I haven't quite worked this theory out yet, but my sense is that economic status has been cleaved free of economic security. So the sort of goods that signal affluence -- iPods and iPhones and laptop computers and plasma televisions -- are becoming much cheaper, more broadly accessible, and thus more widely owned. Lots of people, particularly young people, can thus claim economic status. The trappings of our wealth are all around us.
Yet economic security is quite a bit further from reach. It's impossible for me to imagine how I'll ever buy a home. Further education for me and eventual education for my kids are far beyond what my salary seems able to bear. And let's not get into health care. Point being: The affluence I can easily purchase into my 20s seems liable to crash right into the security I discover is out of reach in my 30s.

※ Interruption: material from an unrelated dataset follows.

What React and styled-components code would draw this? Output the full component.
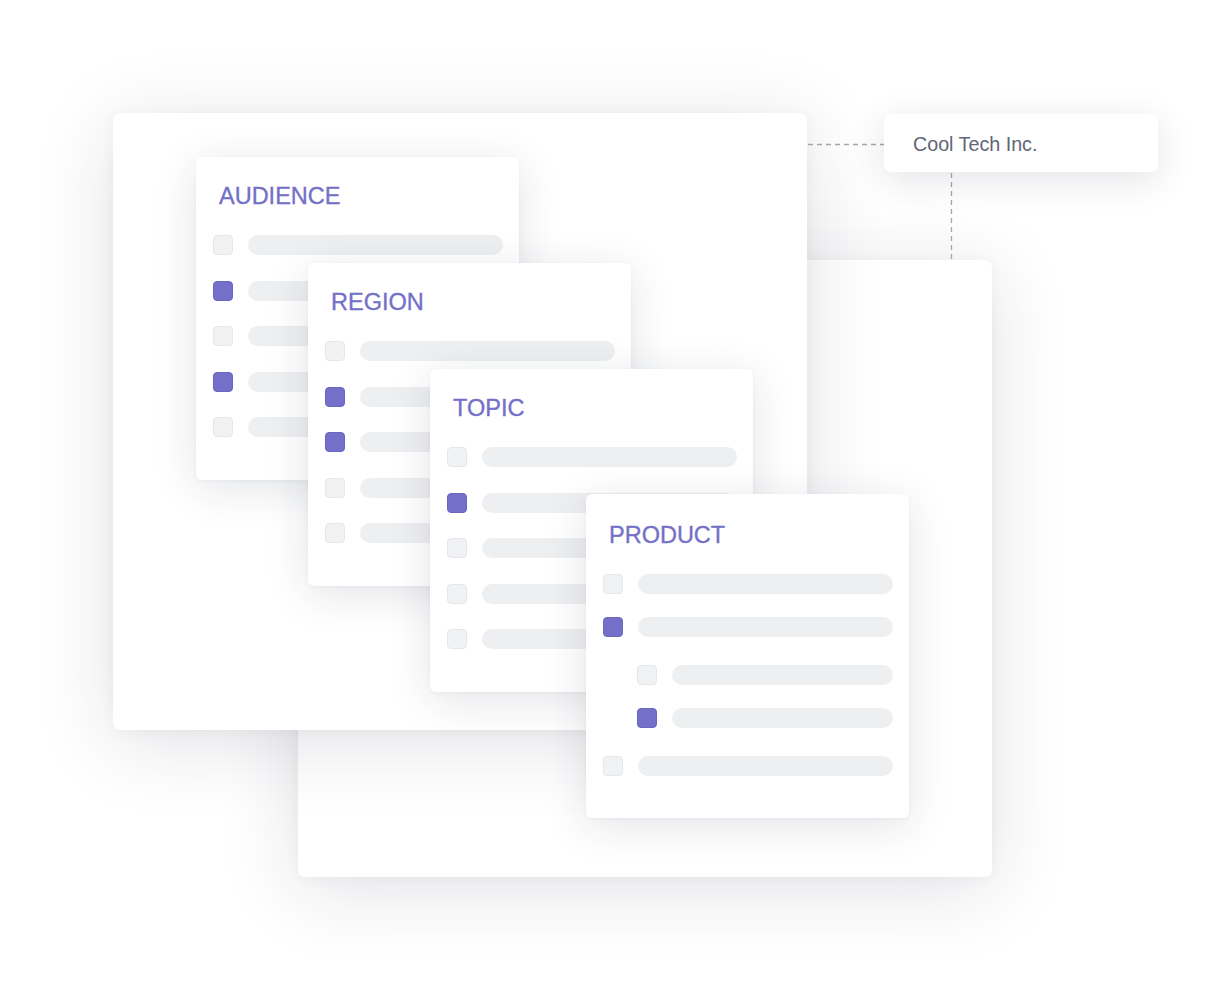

Meanwhile, from where I sit, the American Dream is a pretty weak force. White picket fences aren't the culturally transmitted vision of prosperity. Electronics are. Awesome stuff is.... By offering status without security, folks lose the class discontent that would turn them into a constituency for the security. And so they don't get it.
What Ezra reflects here is not a sense of cultural change, but a sense of his culture. His 23-year-old, born-in-the-middle-of-the-Reagan-administration culture. Of course iPods are a proxy for status--what do you need with security when you're twenty freakin' three? Parents with kids, geezers with ailing joints, oldsters confronting $5,000-a-day hospital bills: they do not trade baubles for security. They may choose baubles because they cannot choose security, but that's a different thing.

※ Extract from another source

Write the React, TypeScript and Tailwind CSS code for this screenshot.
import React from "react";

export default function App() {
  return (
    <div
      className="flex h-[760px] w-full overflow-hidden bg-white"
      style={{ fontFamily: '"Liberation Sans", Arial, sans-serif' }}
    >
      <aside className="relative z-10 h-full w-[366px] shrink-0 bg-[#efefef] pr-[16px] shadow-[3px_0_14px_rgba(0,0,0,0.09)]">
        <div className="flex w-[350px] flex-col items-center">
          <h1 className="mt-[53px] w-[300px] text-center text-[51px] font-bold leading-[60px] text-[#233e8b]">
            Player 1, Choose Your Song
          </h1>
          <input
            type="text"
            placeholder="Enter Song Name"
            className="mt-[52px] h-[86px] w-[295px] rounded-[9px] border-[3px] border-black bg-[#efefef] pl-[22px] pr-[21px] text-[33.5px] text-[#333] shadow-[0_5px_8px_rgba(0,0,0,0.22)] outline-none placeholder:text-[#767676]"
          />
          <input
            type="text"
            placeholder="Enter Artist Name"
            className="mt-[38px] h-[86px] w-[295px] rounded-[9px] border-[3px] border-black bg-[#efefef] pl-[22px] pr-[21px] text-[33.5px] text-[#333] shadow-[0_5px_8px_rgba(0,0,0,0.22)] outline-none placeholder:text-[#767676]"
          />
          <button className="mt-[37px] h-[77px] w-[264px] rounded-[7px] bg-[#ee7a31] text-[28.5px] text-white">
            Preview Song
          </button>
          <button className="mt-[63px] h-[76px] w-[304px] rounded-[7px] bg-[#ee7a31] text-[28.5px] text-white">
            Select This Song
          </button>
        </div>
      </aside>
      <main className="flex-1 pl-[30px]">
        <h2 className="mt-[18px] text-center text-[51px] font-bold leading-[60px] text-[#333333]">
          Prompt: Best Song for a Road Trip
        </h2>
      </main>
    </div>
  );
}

When you're young, you haven't had the experience of different selves--you haven't been a parent, a grunt worker, a pallbearer, middle-aged. So you extrapolate based on a small sample size of experience. In that condescension that only comes with age, I say: wait, Ezra, things will look different in twenty years.
(As to his point, I'll add this--Americans have never been particularly class-identified. But they are aware of their own relative levels of risk. I tend to think he has it backward. My guess is that there is a deep concern among Americans that they're one spill on an icy sidewalk from bankruptcy and that, after a generation of middle-class abetted profit-taking by the rich, this may be the change force of the next decade.)